REPUBLIKA.CO.ID, BANGKOK -- Thailand meningkatkan upaya untuk mengekang perdagangan satwa liar dalam upaya membantu mengurangi risiko pandemi di masa depan, Kamis (27/5). Menteri Sumber Daya Alam dan Lingkungan, Waravut Silpa-archa, menyatakan pemerintah bermaksud untuk membuat negara itu bebas dari perdagangan satwa liar legal dan memerangi perdagangan ilegal hewan liar.
"Sangat penting untuk menangani penjualan dan konsumsi satwa liar berisiko tinggi karena rantai pasokannya merupakan sumber risiko tertinggi penyakit zoonosis. Kami perlu menghentikan rantai pasokan," kata Silpa-archa.
Silpa-archa dan pejabat pemerintah lainnya mengatakan, pandemi telah meningkatkan urgensi untuk menutup rantai pasokan satwa liar dan daging buruan. Daging tersebut mungkin mengandung patogen yang menyebabkan Covid-19, Ebola, dan penyakit lain pada manusia.
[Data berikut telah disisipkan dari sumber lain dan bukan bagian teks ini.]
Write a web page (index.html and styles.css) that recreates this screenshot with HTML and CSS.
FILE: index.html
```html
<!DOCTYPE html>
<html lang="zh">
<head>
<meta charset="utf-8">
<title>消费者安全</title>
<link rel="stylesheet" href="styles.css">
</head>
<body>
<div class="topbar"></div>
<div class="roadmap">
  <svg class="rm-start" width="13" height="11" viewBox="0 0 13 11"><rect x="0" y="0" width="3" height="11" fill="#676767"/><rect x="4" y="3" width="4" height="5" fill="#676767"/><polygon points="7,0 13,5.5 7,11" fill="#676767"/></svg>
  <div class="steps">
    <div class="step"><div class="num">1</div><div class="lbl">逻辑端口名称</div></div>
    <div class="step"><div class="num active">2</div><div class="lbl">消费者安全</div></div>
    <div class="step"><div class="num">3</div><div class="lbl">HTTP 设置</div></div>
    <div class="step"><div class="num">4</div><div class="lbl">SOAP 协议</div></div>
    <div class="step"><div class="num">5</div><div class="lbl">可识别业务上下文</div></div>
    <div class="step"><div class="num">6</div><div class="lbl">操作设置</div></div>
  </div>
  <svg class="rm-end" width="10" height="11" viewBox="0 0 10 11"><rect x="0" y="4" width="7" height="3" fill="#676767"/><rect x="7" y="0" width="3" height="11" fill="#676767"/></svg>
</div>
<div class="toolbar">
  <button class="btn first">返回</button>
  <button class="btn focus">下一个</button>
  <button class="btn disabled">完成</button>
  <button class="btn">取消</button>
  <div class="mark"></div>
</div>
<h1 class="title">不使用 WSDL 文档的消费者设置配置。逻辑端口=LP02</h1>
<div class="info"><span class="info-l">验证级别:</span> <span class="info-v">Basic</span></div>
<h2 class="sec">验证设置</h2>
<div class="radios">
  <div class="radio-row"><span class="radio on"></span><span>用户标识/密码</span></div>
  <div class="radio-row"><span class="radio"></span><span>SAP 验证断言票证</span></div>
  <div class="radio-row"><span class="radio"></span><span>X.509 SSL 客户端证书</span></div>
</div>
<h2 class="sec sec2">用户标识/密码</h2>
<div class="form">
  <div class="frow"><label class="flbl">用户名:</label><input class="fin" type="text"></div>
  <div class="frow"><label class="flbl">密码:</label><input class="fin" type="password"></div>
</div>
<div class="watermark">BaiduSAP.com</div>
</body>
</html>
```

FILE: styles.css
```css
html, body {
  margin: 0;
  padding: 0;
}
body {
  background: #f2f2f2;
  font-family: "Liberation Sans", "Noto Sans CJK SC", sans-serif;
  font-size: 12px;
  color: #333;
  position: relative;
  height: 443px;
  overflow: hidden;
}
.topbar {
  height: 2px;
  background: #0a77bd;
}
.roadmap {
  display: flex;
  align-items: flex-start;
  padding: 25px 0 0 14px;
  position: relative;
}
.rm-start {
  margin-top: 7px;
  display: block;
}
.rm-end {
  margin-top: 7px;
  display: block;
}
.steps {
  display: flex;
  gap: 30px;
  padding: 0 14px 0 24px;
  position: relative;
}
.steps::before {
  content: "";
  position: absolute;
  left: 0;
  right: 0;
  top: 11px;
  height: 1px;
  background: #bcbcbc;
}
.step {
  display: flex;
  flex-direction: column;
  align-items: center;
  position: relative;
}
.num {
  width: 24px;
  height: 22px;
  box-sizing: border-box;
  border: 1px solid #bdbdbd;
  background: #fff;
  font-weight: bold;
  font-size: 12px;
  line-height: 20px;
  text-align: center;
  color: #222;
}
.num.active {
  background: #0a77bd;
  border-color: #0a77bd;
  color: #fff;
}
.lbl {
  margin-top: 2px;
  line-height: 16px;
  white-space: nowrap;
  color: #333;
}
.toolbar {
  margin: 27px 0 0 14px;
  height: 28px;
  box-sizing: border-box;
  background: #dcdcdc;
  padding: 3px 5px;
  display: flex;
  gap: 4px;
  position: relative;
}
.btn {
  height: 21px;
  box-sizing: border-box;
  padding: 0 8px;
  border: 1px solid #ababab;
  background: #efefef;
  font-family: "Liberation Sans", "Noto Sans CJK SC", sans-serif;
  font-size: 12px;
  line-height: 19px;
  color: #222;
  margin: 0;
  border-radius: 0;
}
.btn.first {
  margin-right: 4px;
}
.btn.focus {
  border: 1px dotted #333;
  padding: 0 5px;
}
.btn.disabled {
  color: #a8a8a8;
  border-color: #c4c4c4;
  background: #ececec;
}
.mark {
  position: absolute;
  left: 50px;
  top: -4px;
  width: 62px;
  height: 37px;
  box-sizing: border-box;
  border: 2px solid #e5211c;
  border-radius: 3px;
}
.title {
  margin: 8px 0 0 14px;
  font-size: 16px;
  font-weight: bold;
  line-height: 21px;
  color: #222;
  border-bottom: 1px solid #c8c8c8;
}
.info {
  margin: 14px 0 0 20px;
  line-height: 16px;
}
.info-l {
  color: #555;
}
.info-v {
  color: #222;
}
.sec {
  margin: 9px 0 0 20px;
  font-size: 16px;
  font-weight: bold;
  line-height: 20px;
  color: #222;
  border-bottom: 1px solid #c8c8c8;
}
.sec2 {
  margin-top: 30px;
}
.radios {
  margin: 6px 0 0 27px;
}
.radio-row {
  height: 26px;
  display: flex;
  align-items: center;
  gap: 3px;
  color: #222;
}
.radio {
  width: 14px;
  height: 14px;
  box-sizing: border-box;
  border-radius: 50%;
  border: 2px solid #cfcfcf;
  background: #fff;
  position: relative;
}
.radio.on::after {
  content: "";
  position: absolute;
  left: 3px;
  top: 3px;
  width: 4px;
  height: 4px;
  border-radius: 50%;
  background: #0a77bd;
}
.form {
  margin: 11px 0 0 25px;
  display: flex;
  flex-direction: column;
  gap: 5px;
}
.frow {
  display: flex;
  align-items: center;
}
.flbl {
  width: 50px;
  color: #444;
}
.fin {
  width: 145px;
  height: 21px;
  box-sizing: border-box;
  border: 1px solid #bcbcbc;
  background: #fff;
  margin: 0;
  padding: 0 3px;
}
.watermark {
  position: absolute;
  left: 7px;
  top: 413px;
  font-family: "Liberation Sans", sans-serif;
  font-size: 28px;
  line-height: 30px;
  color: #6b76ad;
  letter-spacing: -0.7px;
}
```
"Hentikan penyakit dan kepunahan: Jangan pernah makan, membeli, berburu, atau menjual satwa liar," ujar Silpa-archa menyebutkan moto gerakan itu.
Belum diketahui rencana pemerintah dalam menutup pasar yang masih menjual berbagai spesies hewan, bahkan di pusat kota Bangkok. Beberapa pasar ditutup setidaknya untuk saat ini karena Thailand bergulat dengan gelombang penyakit virus corona terparah sejak pandemi dimulai.
Sementara itu pejabat mengalihkan perhatian untuk mencegah krisis di masa depan terkait dengan penyebaran penyakit dari hewan ke manusia. Thailand memiliki salah satu rezim penegakan hukum terkuat di kawasan ini, setidaknya di atas kertas. Silpa-archa menyatakan, denda minimum untuk perdagangan spesies yang dilindungi adalah 9.000 dolar AS, bersama dengan hukuman penjara lebih dari 10 tahun.
Pada saat yang sama, perusakan habitat semakin memaksa hewan dan manusia menjadi lebih dekat. Perburuan adalah masalah yang signifikan dan permintaan untuk beberapa spesies, terutama di China, merupakan faktor kunci yang mendorong perdagangan satwa liar.
Virus corona yang menyebabkan Covid-19 diperkirakan muncul dari kelelawar atau spesies lain. Meskipun asal muasal penyakit yang muncul di kota Wuhan di Cina tengah pada akhir 2019 menjadi bahan perdebatan sengit.